Synopsis
A cold morning in June 2005, the guards of the Chilean National Museum of Fine Arts discovered that a millionaire the sculpture of Auguste Rodin, the “Torso of Adele”, had been subtracted from the main exhibition room. Because of the mastery in the robbery, detectives’ suspicions pointed to some criminal and organized group specialized in works of art. A worldwide alert was activated. Surprisingly, the piece or art was returned the next day by a young man who claimed that he found it stranded in an area near the museum. Nobody could understand how it got there. After severe interrogation, however, Luis Onfray (21), the young man who was studying art, surprised again the authorities acknowledging that it was him, with no help at all, the one who had subtracted the sculpture. An umbrella of criticism covered the young man. He was accused of irretrievably damaging the image of the country in an action that was described as a teenage blunder. The turning of the case continued the next day when, facing the court of justice, the defense attorney indicated that the robbery was not a crime but an performance of art by which Onfray was trying to prove that “the work of art would be more present by not being there”. This was the inflection point for a police case that confronted, for several months, lawyers, artists, theorists and institutions which were forced to discuss about the state of contemporary art.
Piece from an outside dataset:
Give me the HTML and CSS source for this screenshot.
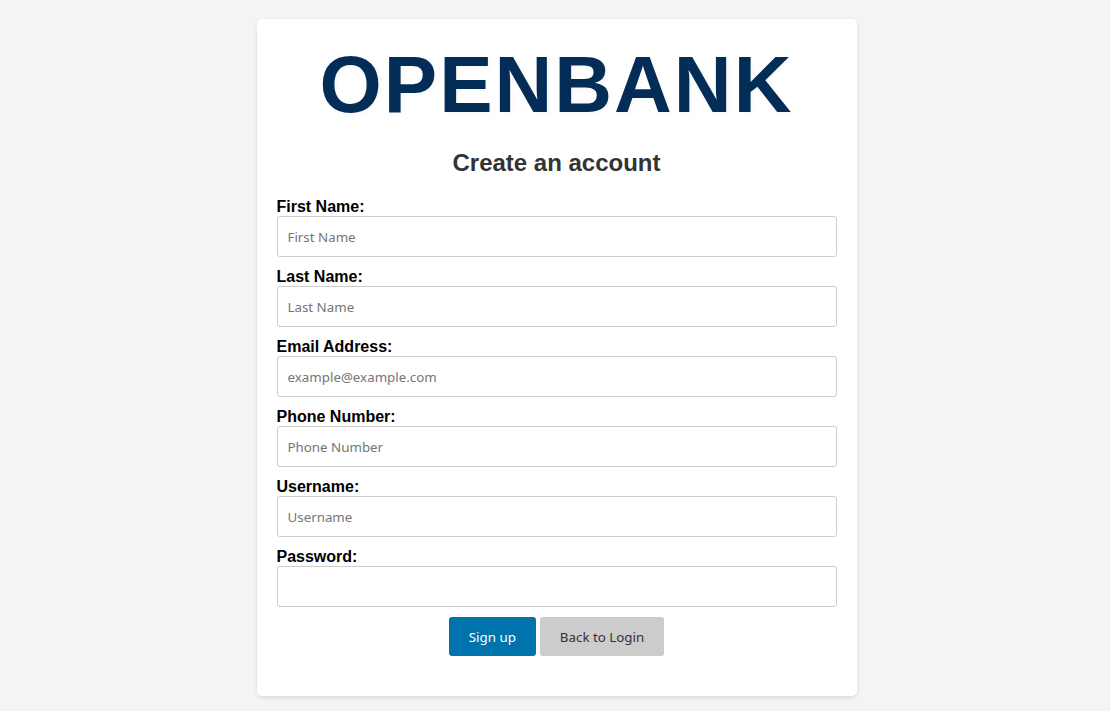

Almost ten years after this event, the protagonists revive this artistic-criminal episode through this documentary, which has been articulated as an absurd detective story that allows to be sarcastic about the sense of the art and the contradictions of the artistic performance. A story, in which the figure of the young student crosses with the presence of Rodin who was also misunderstood in his time. He tried, with no success, to erect monuments in Chile, but he was rejected by the local authorities. This documentary makes a journey from present to past, from contemporary to classic, promoting new bridges between the misunderstood world of the art and the spectators.